- _Short exercise_: Reproduce the data exactly and drop any pictures it holds.

(Code that builds pages)
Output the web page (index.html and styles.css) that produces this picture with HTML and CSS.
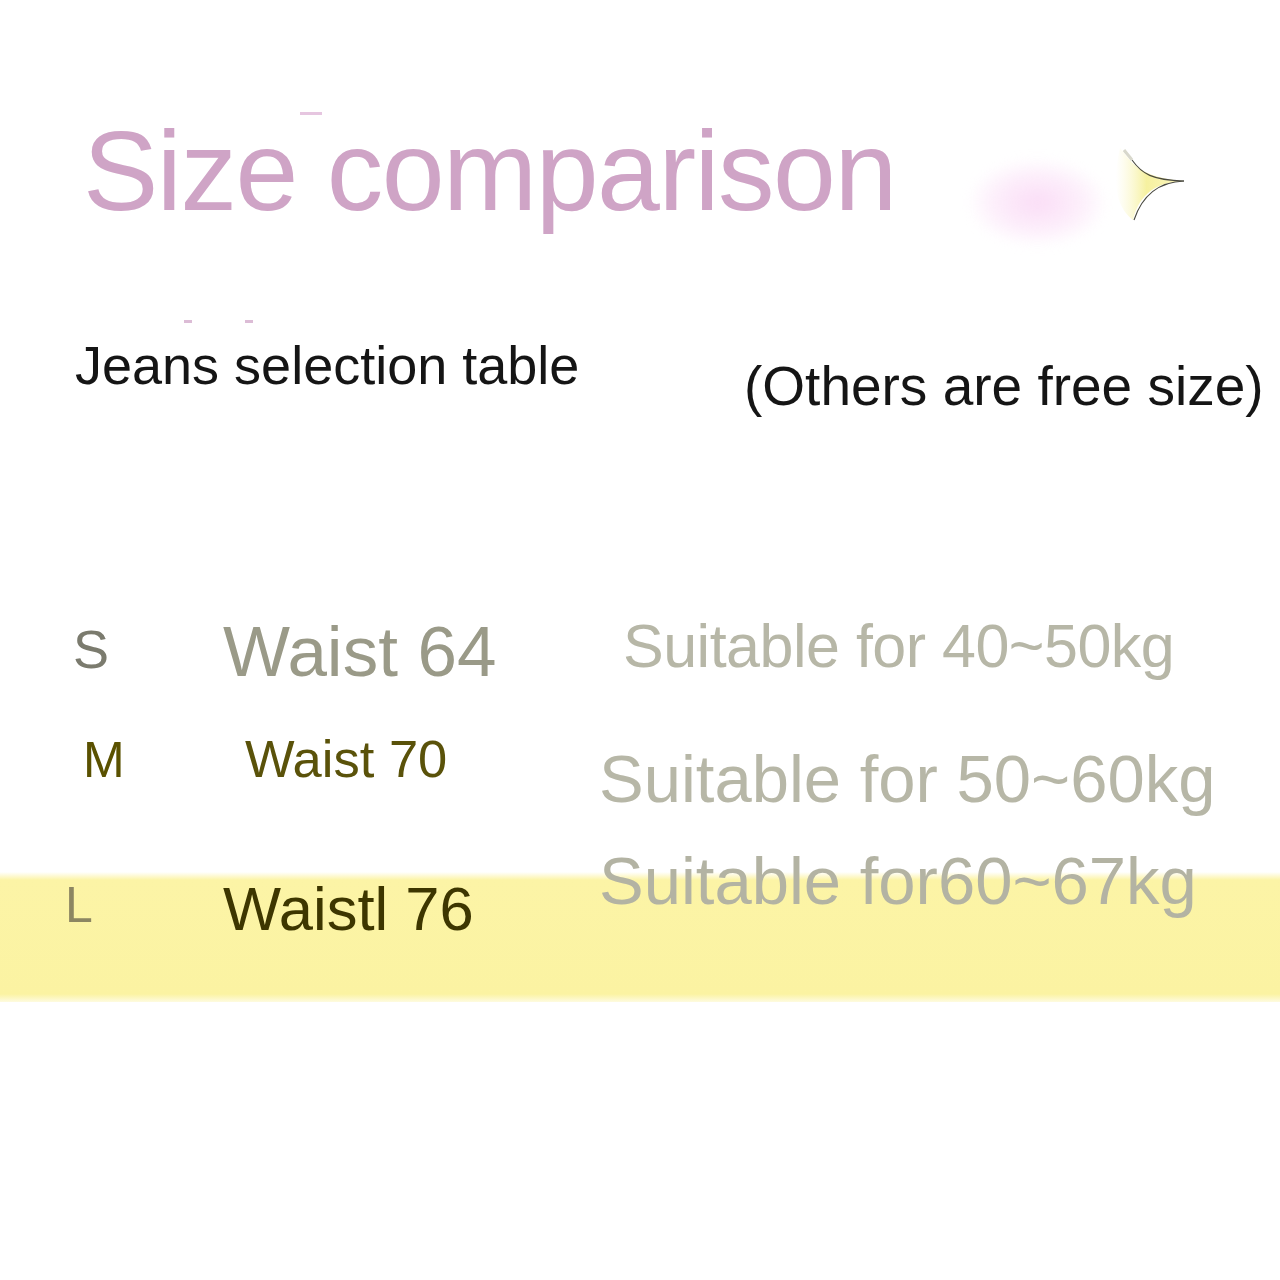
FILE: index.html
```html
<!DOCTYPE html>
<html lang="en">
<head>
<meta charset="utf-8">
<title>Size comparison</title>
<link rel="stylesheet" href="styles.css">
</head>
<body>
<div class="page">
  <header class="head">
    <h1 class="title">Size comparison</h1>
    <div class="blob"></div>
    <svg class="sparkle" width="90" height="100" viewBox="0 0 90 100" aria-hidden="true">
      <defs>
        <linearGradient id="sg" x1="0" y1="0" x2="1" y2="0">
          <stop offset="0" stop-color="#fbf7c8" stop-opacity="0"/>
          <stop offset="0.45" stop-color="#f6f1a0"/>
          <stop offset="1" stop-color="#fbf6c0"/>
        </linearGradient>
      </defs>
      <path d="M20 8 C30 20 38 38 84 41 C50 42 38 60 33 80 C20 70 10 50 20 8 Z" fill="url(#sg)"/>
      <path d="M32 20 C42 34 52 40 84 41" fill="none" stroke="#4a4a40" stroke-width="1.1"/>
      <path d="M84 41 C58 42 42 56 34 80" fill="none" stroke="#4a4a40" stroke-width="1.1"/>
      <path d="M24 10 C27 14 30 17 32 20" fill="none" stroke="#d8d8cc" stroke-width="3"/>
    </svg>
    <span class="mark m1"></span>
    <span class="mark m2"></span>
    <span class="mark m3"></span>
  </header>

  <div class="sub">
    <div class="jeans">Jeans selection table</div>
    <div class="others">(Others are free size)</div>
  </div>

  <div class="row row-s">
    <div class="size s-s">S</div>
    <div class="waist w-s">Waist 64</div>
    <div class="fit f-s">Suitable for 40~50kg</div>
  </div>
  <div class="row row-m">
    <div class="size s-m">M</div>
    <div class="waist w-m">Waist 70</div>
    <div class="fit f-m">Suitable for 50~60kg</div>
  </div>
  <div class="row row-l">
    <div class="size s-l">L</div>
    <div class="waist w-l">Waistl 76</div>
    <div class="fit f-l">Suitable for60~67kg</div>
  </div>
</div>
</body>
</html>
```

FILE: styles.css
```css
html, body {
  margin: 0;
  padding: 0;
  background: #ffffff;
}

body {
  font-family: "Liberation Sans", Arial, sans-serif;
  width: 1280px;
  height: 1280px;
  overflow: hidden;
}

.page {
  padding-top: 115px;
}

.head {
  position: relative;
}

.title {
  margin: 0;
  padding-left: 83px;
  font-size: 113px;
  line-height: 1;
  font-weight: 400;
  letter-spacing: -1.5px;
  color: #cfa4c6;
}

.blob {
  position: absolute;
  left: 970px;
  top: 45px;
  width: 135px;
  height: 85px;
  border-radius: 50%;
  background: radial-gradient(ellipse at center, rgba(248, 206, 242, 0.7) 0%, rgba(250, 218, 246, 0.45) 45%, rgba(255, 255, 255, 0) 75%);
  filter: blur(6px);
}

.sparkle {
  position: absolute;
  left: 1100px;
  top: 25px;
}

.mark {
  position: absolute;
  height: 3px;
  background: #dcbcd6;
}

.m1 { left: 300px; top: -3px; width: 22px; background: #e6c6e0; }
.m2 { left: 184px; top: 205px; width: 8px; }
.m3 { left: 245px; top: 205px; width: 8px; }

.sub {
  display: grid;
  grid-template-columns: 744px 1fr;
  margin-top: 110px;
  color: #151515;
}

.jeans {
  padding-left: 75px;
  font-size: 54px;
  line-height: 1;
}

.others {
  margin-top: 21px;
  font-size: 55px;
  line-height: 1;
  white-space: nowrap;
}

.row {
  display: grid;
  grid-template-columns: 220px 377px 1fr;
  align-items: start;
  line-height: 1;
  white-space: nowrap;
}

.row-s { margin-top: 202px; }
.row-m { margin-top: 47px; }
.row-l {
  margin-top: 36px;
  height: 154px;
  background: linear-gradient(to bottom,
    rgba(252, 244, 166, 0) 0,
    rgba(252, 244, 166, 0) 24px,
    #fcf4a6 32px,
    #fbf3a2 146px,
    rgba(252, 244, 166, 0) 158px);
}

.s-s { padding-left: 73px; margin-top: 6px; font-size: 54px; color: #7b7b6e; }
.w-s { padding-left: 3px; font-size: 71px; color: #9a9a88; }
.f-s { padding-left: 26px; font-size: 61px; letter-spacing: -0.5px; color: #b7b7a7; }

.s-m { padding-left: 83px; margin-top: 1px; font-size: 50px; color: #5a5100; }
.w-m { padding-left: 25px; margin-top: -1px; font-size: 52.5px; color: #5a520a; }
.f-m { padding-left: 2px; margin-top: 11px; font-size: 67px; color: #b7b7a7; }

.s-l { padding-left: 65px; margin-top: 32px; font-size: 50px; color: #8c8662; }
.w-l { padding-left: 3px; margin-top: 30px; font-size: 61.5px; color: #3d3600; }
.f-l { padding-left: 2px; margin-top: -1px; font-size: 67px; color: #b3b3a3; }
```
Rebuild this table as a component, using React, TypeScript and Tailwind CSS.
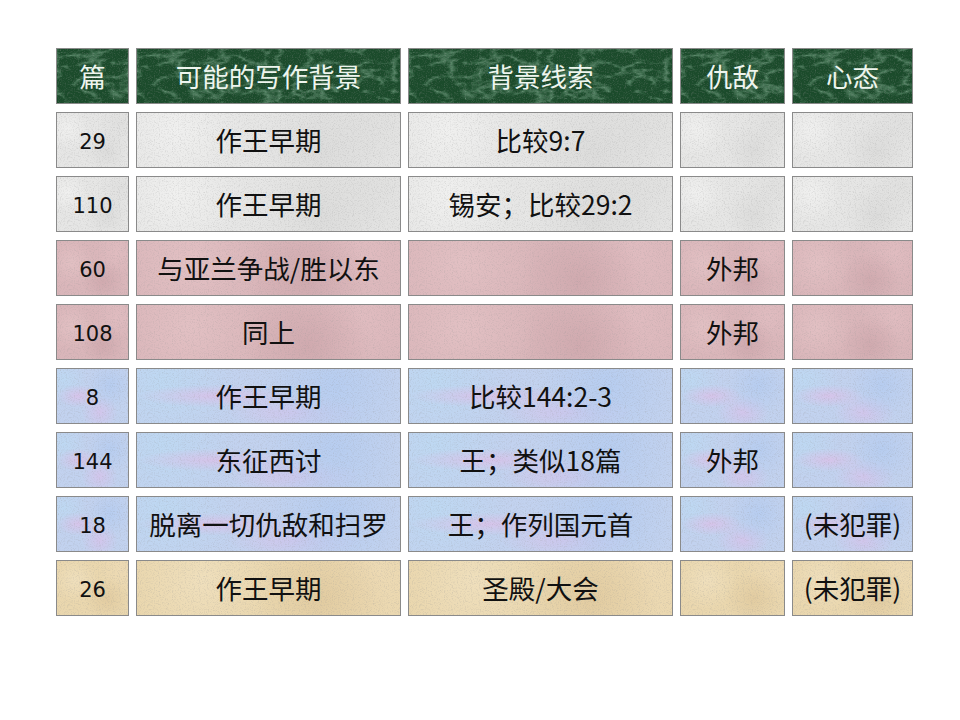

- _Exercise output_:
Output the web page (index.html and styles.css) that produces this picture with HTML and CSS.
FILE: index.html
```html
<!DOCTYPE html>
<html lang="en">
<head>
<meta charset="utf-8">
<title>Size comparison</title>
<link rel="stylesheet" href="styles.css">
</head>
<body>
<div class="page">
  <header class="head">
    <h1 class="title">Size comparison</h1>
    <div class="blob"></div>
    <svg class="sparkle" width="90" height="100" viewBox="0 0 90 100" aria-hidden="true">
      <defs>
        <linearGradient id="sg" x1="0" y1="0" x2="1" y2="0">
          <stop offset="0" stop-color="#fbf7c8" stop-opacity="0"/>
          <stop offset="0.45" stop-color="#f6f1a0"/>
          <stop offset="1" stop-color="#fbf6c0"/>
        </linearGradient>
      </defs>
      <path d="M20 8 C30 20 38 38 84 41 C50 42 38 60 33 80 C20 70 10 50 20 8 Z" fill="url(#sg)"/>
      <path d="M32 20 C42 34 52 40 84 41" fill="none" stroke="#4a4a40" stroke-width="1.1"/>
      <path d="M84 41 C58 42 42 56 34 80" fill="none" stroke="#4a4a40" stroke-width="1.1"/>
      <path d="M24 10 C27 14 30 17 32 20" fill="none" stroke="#d8d8cc" stroke-width="3"/>
    </svg>
    <span class="mark m1"></span>
    <span class="mark m2"></span>
    <span class="mark m3"></span>
  </header>

  <div class="sub">
    <div class="jeans">Jeans selection table</div>
    <div class="others">(Others are free size)</div>
  </div>

  <div class="row row-s">
    <div class="size s-s">S</div>
    <div class="waist w-s">Waist 64</div>
    <div class="fit f-s">Suitable for 40~50kg</div>
  </div>
  <div class="row row-m">
    <div class="size s-m">M</div>
    <div class="waist w-m">Waist 70</div>
    <div class="fit f-m">Suitable for 50~60kg</div>
  </div>
  <div class="row row-l">
    <div class="size s-l">L</div>
    <div class="waist w-l">Waistl 76</div>
    <div class="fit f-l">Suitable for60~67kg</div>
  </div>
</div>
</body>
</html>
```

FILE: styles.css
```css
html, body {
  margin: 0;
  padding: 0;
  background: #ffffff;
}

body {
  font-family: "Liberation Sans", Arial, sans-serif;
  width: 1280px;
  height: 1280px;
  overflow: hidden;
}

.page {
  padding-top: 115px;
}

.head {
  position: relative;
}

.title {
  margin: 0;
  padding-left: 83px;
  font-size: 113px;
  line-height: 1;
  font-weight: 400;
  letter-spacing: -1.5px;
  color: #cfa4c6;
}

.blob {
  position: absolute;
  left: 970px;
  top: 45px;
  width: 135px;
  height: 85px;
  border-radius: 50%;
  background: radial-gradient(ellipse at center, rgba(248, 206, 242, 0.7) 0%, rgba(250, 218, 246, 0.45) 45%, rgba(255, 255, 255, 0) 75%);
  filter: blur(6px);
}

.sparkle {
  position: absolute;
  left: 1100px;
  top: 25px;
}

.mark {
  position: absolute;
  height: 3px;
  background: #dcbcd6;
}

.m1 { left: 300px; top: -3px; width: 22px; background: #e6c6e0; }
.m2 { left: 184px; top: 205px; width: 8px; }
.m3 { left: 245px; top: 205px; width: 8px; }

.sub {
  display: grid;
  grid-template-columns: 744px 1fr;
  margin-top: 110px;
  color: #151515;
}

.jeans {
  padding-left: 75px;
  font-size: 54px;
  line-height: 1;
}

.others {
  margin-top: 21px;
  font-size: 55px;
  line-height: 1;
  white-space: nowrap;
}

.row {
  display: grid;
  grid-template-columns: 220px 377px 1fr;
  align-items: start;
  line-height: 1;
  white-space: nowrap;
}

.row-s { margin-top: 202px; }
.row-m { margin-top: 47px; }
.row-l {
  margin-top: 36px;
  height: 154px;
  background: linear-gradient(to bottom,
    rgba(252, 244, 166, 0) 0,
    rgba(252, 244, 166, 0) 24px,
    #fcf4a6 32px,
    #fbf3a2 146px,
    rgba(252, 244, 166, 0) 158px);
}

.s-s { padding-left: 73px; margin-top: 6px; font-size: 54px; color: #7b7b6e; }
.w-s { padding-left: 3px; font-size: 71px; color: #9a9a88; }
.f-s { padding-left: 26px; font-size: 61px; letter-spacing: -0.5px; color: #b7b7a7; }

.s-m { padding-left: 83px; margin-top: 1px; font-size: 50px; color: #5a5100; }
.w-m { padding-left: 25px; margin-top: -1px; font-size: 52.5px; color: #5a520a; }
.f-m { padding-left: 2px; margin-top: 11px; font-size: 67px; color: #b7b7a7; }

.s-l { padding-left: 65px; margin-top: 32px; font-size: 50px; color: #8c8662; }
.w-l { padding-left: 3px; margin-top: 30px; font-size: 61.5px; color: #3d3600; }
.f-l { padding-left: 2px; margin-top: -1px; font-size: 67px; color: #b3b3a3; }
```
Rebuild this table as a component, using React, TypeScript and Tailwind CSS.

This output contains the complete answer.